La Jolla, Calif. (January 18, 2012) — The La Jolla Symphony & Chorus (LJS&C) presents its third concert of the 57th season with music director Steven Schick leading the orchestra and guest soloists in a program of stark and very beautiful drama: Verdi’s overture to La Forza del Destino, Nicholas Deyoe’s still getting rid of (2011-2012 Thomas Nee Commission), John Adams’ The Wound Dresser, and Brahm’s Symphony No. 1 in C minor.
Giuseppe Verdi’s opera, La Forza del Destino (The Force of Destiny), was based on a Spanish drama, Don lvaro o la fuerza del sino (1835), by Ángel de Saavedra, Duke of Rivas. The story is a classic one of love and bloody revenge featuring a young nobleman who has fallen in love with a woman whose father prohibits her from marrying him. The opera was first performed in St. Petersburg in 1862. The overture is part of the standard orchestral repertoire and a favored concert opener.
Thomas Nee Commission recipient Nicholas Deyoe is a composer, conductor, and guitarist born in Colorado. He is a Ph.D. candidate in music composition at UCSD, studying with Roger Reynolds, and serves as assistant conductor of the La Jolla Symphony. Deyoe strives to bring together noise, delicacy, drama, fantasy, brutality, and flexibility of intonation in his music. His works have been performed in the United States, Canada, Switzerland, Germany, France, Iceland, and Japan. Still getting rid of is orchestrated for soprano, mezzo-soprano, and orchestra, and the vocal parts were written for soloists Stephanie Aston and Leslie Leytham, both DMA candidates at UCSD.
John Adams’ The Wound Dresser was written in 1989 for baritone Sanford Sylvan. It is a setting of excerpts from Walt Whitman’s poem of the same name (written in 1865) about his experience nursing the wounded during the Civil War. The music conveys the grim and vivid imagery of the poem, but with compassion and, ultimately, hope. Towards the end, a solo trumpet (Jens Lindemann), sums up the somber military mood.
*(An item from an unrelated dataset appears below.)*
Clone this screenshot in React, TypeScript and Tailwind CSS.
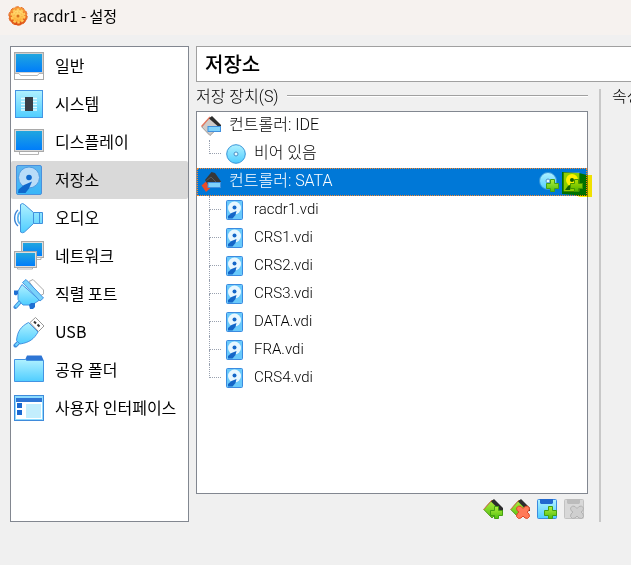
import { type ReactNode } from 'react'
import clsx from 'clsx'

interface IconProps {
    children: ReactNode
    box?: number
    className?: string
}

interface Section {
    label: string
    icon: ReactNode
}

const Icon = ({ children, box = 20, className = 'size-5' }: IconProps) => (
    <svg
        viewBox={`0 0 ${box} ${box}`}
        className={clsx('shrink-0', className)}
        aria-hidden="true"
    >
        {children}
    </svg>
)

const SectionIcon = ({ children }: { children: ReactNode }) => (
    <Icon box={32} className="size-8">
        {children}
    </Icon>
)

// Gradients shared by all the icons
const Gradients = () => (
    <svg className="absolute size-0" aria-hidden="true">
        <defs>
            <linearGradient id="screen" x1="0" y1="0" x2="0" y2="1">
                <stop offset="0" stopColor="#21a6df" />
                <stop offset="1" stopColor="#007dfa" />
            </linearGradient>
            <linearGradient id="sky" x1="0" y1="0" x2="0" y2="1">
                <stop offset="0" stopColor="#b0f1ff" />
                <stop offset="1" stopColor="#4fcdff" />
            </linearGradient>
            <linearGradient id="drive" x1="0" y1="0" x2="0" y2="1">
                <stop offset="0" stopColor="#5fb6f0" />
                <stop offset="1" stopColor="#38b6f8" />
            </linearGradient>
            <linearGradient id="leaf" x1="0" y1="0" x2="0" y2="1">
                <stop offset="0" stopColor="#b4ee3c" />
                <stop offset="1" stopColor="#4fc010" />
            </linearGradient>
            <linearGradient id="rim" x1="0" y1="0" x2="0" y2="1">
                <stop offset="0" stopColor="#f9a03a" />
                <stop offset="1" stopColor="#dd4c14" />
            </linearGradient>
            <linearGradient id="gear" x1="0" y1="0" x2="0" y2="1">
                <stop offset="0" stopColor="#ffe07a" />
                <stop offset="1" stopColor="#ffae34" />
            </linearGradient>
        </defs>
    </svg>
)

const GearIcon = () => (
    <Icon>
        <circle cx="10" cy="10" r="9.200" fill="url(#rim)" />
        <circle
            cx="10"
            cy="10"
            r="9.200"
            fill="none"
            stroke="#e56a24"
            strokeDasharray="3.600 2.180"
        />
        <circle cx="10" cy="10" r="6" fill="url(#gear)" />
        <circle
            cx="10"
            cy="10"
            r="6.500"
            fill="none"
            stroke="#ffcc5c"
            strokeWidth="2"
            strokeDasharray="2.500 1.580"
        />
        <circle
            cx="10"
            cy="10"
            r="4"
            fill="none"
            stroke="#f5a53a"
            strokeDasharray="1 2.140"
        />
        <circle cx="10" cy="10" r="1.500" fill="#d5701c" />
    </Icon>
)

const GeneralIcon = () => (
    <SectionIcon>
        <rect x="1.500" y="2.500" width="29" height="27" fill="#fff" stroke="#a9a9a9" />
        <path d="M2 3h28v20H2z" fill="#cfcfcf" />
        <path d="M3 4h26v18H3z" fill="url(#screen)" />
        <path d="M2 23.500h4l1.500 2h17l1.500-2h4" fill="none" stroke="#b4b4b4" />
    </SectionIcon>
)

const SystemIcon = () => (
    <SectionIcon>
        <rect x="2.500" y="2.500" width="27" height="27" fill="url(#sky)" stroke="#4394e3" />
        <path
            d="M8 10.500h16M8 13.500h16M8 16.500h16M8 19.500h16M8 22h16"
            stroke="#e6fbff"
            strokeWidth="1.400"
        />
        <rect x="12" y="9" width="8" height="14" fill="#383e48" />
    </SectionIcon>
)

const DisplayIcon = () => (
    <SectionIcon>
        <path d="M6.500 25v3.500h19V25" fill="#fff" stroke="#b4b4b4" />
        <rect x="1.500" y="3.500" width="29" height="22" fill="#d8d8d8" stroke="#a9a9a9" />
        <path d="M3 5h26v19H3z" fill="url(#screen)" />
    </SectionIcon>
)

const StorageIcon = () => (
    <SectionIcon>
        <rect x="3.500" y="1.500" width="25" height="29" rx="1.500" fill="url(#drive)" stroke="#4a90dc" />
        <circle cx="16" cy="13.500" r="10.500" fill="#b9dcf8" stroke="#4f9be2" />
        <circle cx="16" cy="13.500" r="2.800" fill="#0f68cc" />
        <path
            d="M19 17.500l-8 3.500-5.500 4.500-.500 3.500h7.500l3.500-4.500z"
            fill="#0f68cc"
        />
    </SectionIcon>
)

const AudioIcon = () => (
    <SectionIcon>
        <path d="M5 8C.5 12 .5 20 5 24" fill="none" stroke="#3f86d6" strokeWidth="1.400" />
        <path d="M7 10c-3 3-3 9 0 12" fill="none" stroke="#5fb4ee" strokeWidth="1.800" />
        <path
            d="M7.500 2.500q2-2 4 0l9 8h9v11h-9l-9 8.500q-2 1.500-4 0z"
            fill="url(#sky)"
            stroke="#4191dd"
        />
        <path d="M20.500 10.500v11M26.500 10.500v11" stroke="#4191dd" />
    </SectionIcon>
)

const NetworkIcon = () => (
    <SectionIcon>
        <rect x="8.500" y="1.500" width="22" height="16" fill="#ddd" stroke="#a9a9a9" />
        <path d="M10 3h19v13H10z" fill="url(#screen)" />
        <path d="M24 17.500h4v2h-4" fill="#fff" stroke="#b4b4b4" />
        <path d="M4.500 26v3h15v-3" fill="#fff" stroke="#b4b4b4" />
        <rect x="1.500" y="11.500" width="22" height="16" fill="#ddd" stroke="#a9a9a9" />
        <path d="M3 13h19v13H3z" fill="url(#screen)" />
    </SectionIcon>
)

const SerialIcon = () => (
    <SectionIcon>
        <path d="M16 3.500l4-2L30.500 12v4l-4 2z" fill="#fff" stroke="#a9a9a9" />
        <path d="M7 24l-4.500 5" stroke="#3f8bdb" strokeWidth="4" strokeLinecap="round" />
        <path d="M7 24l-4.500 5" stroke="#6fd6ff" strokeWidth="2" />
        <path
            d="M9 6.500L5 13v8.500l5 5.500h9l7.500-5z"
            fill="url(#sky)"
            stroke="#4394e3"
        />
        <path
            d="M9.500 4.500l3.500-3 17.500 18.500-3.500 3z"
            fill="#79d2fa"
            stroke="#4394e3"
        />
        <path d="M1 12.500h4v3.500l-2 1.500-2-1z" fill="#1f6fd2" />
        <path d="M16 27l2-2h4v4l-2 2h-3z" fill="#1f6fd2" />
    </SectionIcon>
)

const UsbIcon = () => (
    <SectionIcon>
        <path d="M17 6.500l5.500-5L31 10l-5.500 5.500z" fill="#fff" stroke="#989898" />
        <path d="M21 5.500l2 2M24.500 8.500l2 2" stroke="#333" strokeWidth="2" />
        <path d="M6 26l-3.500 3.500" stroke="#3f8bdb" strokeWidth="4" strokeLinecap="round" />
        <path d="M6 26l-3.500 3.500" stroke="#6fd6ff" strokeWidth="2" />
        <path
            d="M15.500 6.500L25 16c-4 7-8.500 10.500-18 12l-3.500-3.500C4.500 15 8 10.500 15.500 6.500z"
            fill="url(#sky)"
            stroke="#4394e3"
        />
    </SectionIcon>
)

const FolderIcon = () => (
    <SectionIcon>
        <path d="M12 6l2-4.500h14.500L30.500 6v3H12z" fill="#2e75d4" />
        <path d="M1.500 5.500h11l1.500 1h16.500v21h-29z" fill="url(#sky)" stroke="#4394e3" />
    </SectionIcon>
)

const InterfaceIcon = () => (
    <SectionIcon>
        <rect x="1.500" y="3.500" width="29" height="25" fill="#8ddcff" stroke="#3f8bdb" />
        <path d="M3 10h26v17H3z" fill="#fff" />
        <path d="M3 6h26v4H3z" fill="#2e75d4" />
        <path d="M4 11h5v5H4zM4 18h5v5H4z" fill="#1a69d0" />
        <path d="M13 12h15v14H13z" fill="#c3eefd" />
    </SectionIcon>
)

const Controller = ({ body }: { body: 'gray' | 'dark' }) => (
    <Icon>
        {body === 'gray' ? (
            <>
                <path d="M9 1L.8 11 9 19.500 19 10z" fill="#cfcbc9" stroke="#9c9896" />
                <path d="M9 1L.5 10.500" stroke="#e8755b" strokeWidth="1.200" />
                <path d="M8 2.500L11 0l9 9v4z" fill="#2d2d2d" />
            </>
        ) : (
            <>
                <path d="M.5 13.500l5-4.500 5 6-5.500 5z" fill="#ec4b26" />
                <path d="M4 8l6.500-8 3.500 1 6 8.500V16H9z" fill="#383838" />
                <path d="M5.500 8.500L10 5l5 5" stroke="#5a5a5a" fill="none" />
            </>
        )}
        <rect x="7" y="10.500" width="12.500" height="5" fill="#7fd2fb" stroke="#3f8fdd" />
    </Icon>
)

const DiscIcon = () => (
    <Icon>
        <circle cx="10" cy="10" r="9.300" fill="url(#sky)" stroke="#3795d8" />
        <circle cx="10" cy="10" r="2" fill="#e8fbff" stroke="#4a90c8" />
    </Icon>
)

const DiskIcon = () => (
    <Icon>
        <rect x=".5" y=".5" width="16" height="19" rx="1" fill="#69c9fb" stroke="#3b8be0" />
        <circle cx="8.500" cy="8" r="6.500" fill="#e8f7ff" />
        <circle cx="8.500" cy="7.500" r="2" fill="#1466c8" />
        <path d="M10.500 11l-5 2L2 16v2.500h4.500l3-3.500z" fill="#1466c8" />
    </Icon>
)

const Plus = () => (
    <path
        d="M11.500 7.500h4v4h4v5h-4v3h-4v-3h-4v-5h4z"
        fill="url(#leaf)"
        stroke="#44a012"
    />
)

const Cross = ({ muted }: { muted?: boolean }) => (
    <path
        d="M6.500 9l2-2 2.500.5 2 2 2-2 2.500-.5 2 2-.5 2.500-2 1.500 2 2 .5 2.500-2 2-2.500-.5-2-2-2 2-2.500.5-2-2 .5-2.500 2-2-2-1.500z"
        fill={muted ? '#cfcfcf' : '#ff7a58'}
        stroke={muted ? '#b2b2b2' : '#df4a27'}
    />
)

const GreenController = () => (
    <>
        <path d="M9 1L.8 10.500 9 19l9-9z" fill="url(#leaf)" stroke="#579b22" />
        <path d="M9 1L.5 10.500" stroke="#e8755b" />
        <path d="M8 2.500L11 0l9 9v3h-2.500z" fill="#2d2d2d" />
    </>
)

const Floppy = ({ muted }: { muted?: boolean }) => (
    <>
        <rect
            x=".5"
            y=".5"
            width="19"
            height="19"
            rx="1"
            fill={muted ? '#d8d8d8' : 'url(#sky)'}
            stroke={muted ? '#c2c2c2' : '#3b8be0'}
        />
        <path d="M3 0h13v4l-1 1H4L3 4z" fill={muted ? '#bcbcbc' : '#2168cf'} />
    </>
)

const sections: Section[] = [
    { label: '일반', icon: <GeneralIcon /> },
    { label: '시스템', icon: <SystemIcon /> },
    { label: '디스플레이', icon: <DisplayIcon /> },
    { label: '저장소', icon: <StorageIcon /> },
    { label: '오디오', icon: <AudioIcon /> },
    { label: '네트워크', icon: <NetworkIcon /> },
    { label: '직렬 포트', icon: <SerialIcon /> },
    { label: 'USB', icon: <UsbIcon /> },
    { label: '공유 폴더', icon: <FolderIcon /> },
    { label: '사용자 인터페이스', icon: <InterfaceIcon /> }
]

const disks = [
    'racdr1.vdi',
    'CRS1.vdi',
    'CRS2.vdi',
    'CRS3.vdi',
    'DATA.vdi',
    'FRA.vdi',
    'CRS4.vdi'
]

const Attachment = ({
    label,
    icon,
    last
}: {
    label: string
    icon: ReactNode
    last?: boolean
}) => (
    <li role="treeitem" className="flex h-7 items-center pl-3">
        <span className="flex h-7 w-3 flex-col">
            <span className="h-3.5 border-b border-l border-dotted border-gray-400" />
            {!last && (
                <span className="h-3.5 border-l border-dotted border-gray-400" />
            )}
        </span>
        <span className="ml-[5px] mr-2 flex">{icon}</span>
        <span className="pb-0.5">{label}</span>
    </li>
)

const StorageTree = () => (
    <ul
        role="tree"
        aria-label="저장 장치"
        className="min-h-0 flex-1 border border-[#828790] bg-white"
    >
        <li role="treeitem">
            <div className="flex h-7 items-center gap-2 pl-1">
                <Controller body="gray" />
                <span className="pb-0.5">컨트롤러: IDE</span>
            </div>
            <ul role="group">
                <Attachment label="비어 있음" icon={<DiscIcon />} last />
            </ul>
        </li>
        <li role="treeitem" aria-selected="true">
            <div className="relative flex h-7 items-center gap-2 bg-[#0078d7] pl-1 text-white outline-1 -outline-offset-1 outline-dotted outline-[#ff8728]">
                <Controller body="dark" />
                <span className="flex-1 pb-0.5">컨트롤러: SATA</span>
                <span className="flex gap-1 pr-1">
                    <button type="button" aria-label="광학 드라이브 추가">
                        <Icon>
                            <circle cx="9" cy="9" r="8.500" fill="url(#sky)" stroke="#3795d8" />
                            <circle cx="9" cy="9" r="2" fill="#e8fbff" stroke="#4a90c8" />
                            <Plus />
                        </Icon>
                    </button>
                    <button type="button" aria-label="하드 디스크 추가">
                        <Icon>
                            <rect x=".5" y=".5" width="16" height="19" rx="1" fill="#8fdcff" stroke="#3b8be0" />
                            <circle cx="9" cy="8" r="6" fill="#fff" />
                            <circle cx="9" cy="8" r="2" fill="#1466c8" />
                            <path d="M9 12l-4 2-3 4h5z" fill="#1466c8" />
                            <Plus />
                        </Icon>
                    </button>
                </span>
                {/* highlighter mark over the add disk button */}
                <svg
                    viewBox="0 0 30 26"
                    className="pointer-events-none absolute -right-[5px] top-1 h-[26px] w-[30px] mix-blend-multiply"
                    aria-hidden="true"
                >
                    <path d="M0 0l17 1 8 2h5v22H18l-5-2-13-1z" fill="#fff000" />
                </svg>
            </div>
            <ul role="group" className="text-[15px]">
                {disks.map((disk, i) => (
                    <Attachment
                        key={disk}
                        label={disk}
                        icon={<DiskIcon />}
                        last={i === disks.length - 1}
                    />
                ))}
            </ul>
        </li>
    </ul>
)

const Toolbar = () => (
    <div className="flex justify-end gap-[7px] pb-[3px] pr-1 pt-[5px]">
        <button type="button" aria-label="컨트롤러 추가">
            <Icon>
                <GreenController />
                <Plus />
            </Icon>
        </button>
        <button type="button" aria-label="컨트롤러 삭제">
            <Icon>
                <GreenController />
                <Cross />
            </Icon>
        </button>
        <button type="button" aria-label="연결 추가">
            <Icon>
                <Floppy />
                <Plus />
            </Icon>
        </button>
        <button type="button" aria-label="연결 삭제" disabled>
            <Icon>
                <Floppy muted />
                <Cross muted />
            </Icon>
        </button>
    </div>
)

export default function App() {
    return (
        <div className="flex h-screen flex-col overflow-hidden bg-[#f0f0f0] font-['Noto_Sans_CJK_KR',sans-serif] text-black">
            <Gradients />
            <header className="flex h-[35px] shrink-0 items-center gap-[5px] bg-[#f6f2ef] px-2 pb-[3px] text-[15px]">
                <GearIcon />
                <h1>racdr1 - 설정</h1>
            </header>
            <div className="flex min-h-0 flex-1 gap-[7px] pb-[43px] pl-2.5 pt-[11px]">
                <nav className="w-[179px] shrink-0 border border-[#828790] bg-white">
                    {sections.map(({ label, icon }) => (
                        <button
                            key={label}
                            type="button"
                            className={clsx(
                                'flex h-[38px] w-full items-center gap-2.5 whitespace-nowrap pl-0.5 text-base',
                                label === '저장소' && 'rounded-xs bg-[#d9d9d9]'
                            )}
                        >
                            {icon}
                            <span className="pb-0.5">{label}</span>
                        </button>
                    ))}
                </nav>
                <main className="flex min-w-0 flex-1 flex-col">
                    <h2 className="flex h-9 shrink-0 items-center border border-r-0 border-[#a0a0a0] bg-white pl-2 text-xl font-medium">
                        저장소
                    </h2>
                    <div className="mt-[7px] flex min-h-0 flex-1 font-[Roboto,'Noto_Sans_CJK_KR',sans-serif] text-base font-light">
                        <section className="flex min-w-0 flex-1 flex-col">
                            <div className="flex h-[22px] shrink-0 items-start gap-2 leading-4">
                                <h3>저장 장치(S)</h3>
                                <span className="mt-1.5 h-0.5 flex-1 border-b border-t border-b-white border-t-[#a0a0a0]" />
                            </div>
                            <StorageTree />
                            <Toolbar />
                        </section>
                        <section className="ml-[11px] w-8 overflow-hidden whitespace-nowrap border-l-2 border-[#c8c8c8] pl-[11px]">
                            <h3 className="leading-4">속성</h3>
                        </section>
                    </div>
                </main>
            </div>
        </div>
    )
}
The La Jolla Symphony will be joined by baritone Michael Blinco for this performance. A graduate of Chapman Conservatory, Blinco has been active with the San Diego Opera and Bach Collegium San Diego, as well as local community music outreach programs.
Johannes Brahms began work on what would be his first completed symphony in the early 1860s and worked on it right up to (and after) the premiere on November 4, 1876, when the composer was 43. Brahms was only too aware of the example of Beethoven’s nine symphonies and of the responsibility of any subsequent symphonist to be worthy of that example. He was concerned enough about how his first symphony would be received that he chose not to present it in Vienna, where all nine of Beethoven’s symphonies had been first performed. Brahms may have been uncertain about his symphony, but audiences were not, and the new work was soon praised in terms that must have seemed heretical to its composer. Some began to speak of “the three B’s,” and the conductor Hans von Bülow referred to the work as “the Tenth Symphony,” suggesting that it was a worthy successor to Beethoven’s nine.
The performances take place February 11–12, 2012 in Mandeville Auditorium at UCSD. Concert times are 7:30 p.m. on Saturday and 2:00 p.m. on Sunday. Individual tickets are $29 general, $26 senior, and $15 student. Group discounts are available. Parking is free. A pre-concert lecture is offered one hour prior to concert times. To purchase tickets or for more information, call the LJS&C office at (858) 534-4637.
The La Jolla Symphony & Chorus, San Diego’s oldest and largest community orchestra and chorus, is a non-profit musical performing group dedicated to inspiring San Diego with the joy of music. Its 110-person orchestra and 130-person chorus perform groundbreaking orchestral and choral music along with traditional favorites from the classical repertoire. During the 2011-2012 season, music director and conductor Steven Schick and choral director David Chase lead works by Stravinsky, Britten, Beethoven, Mozart, and more.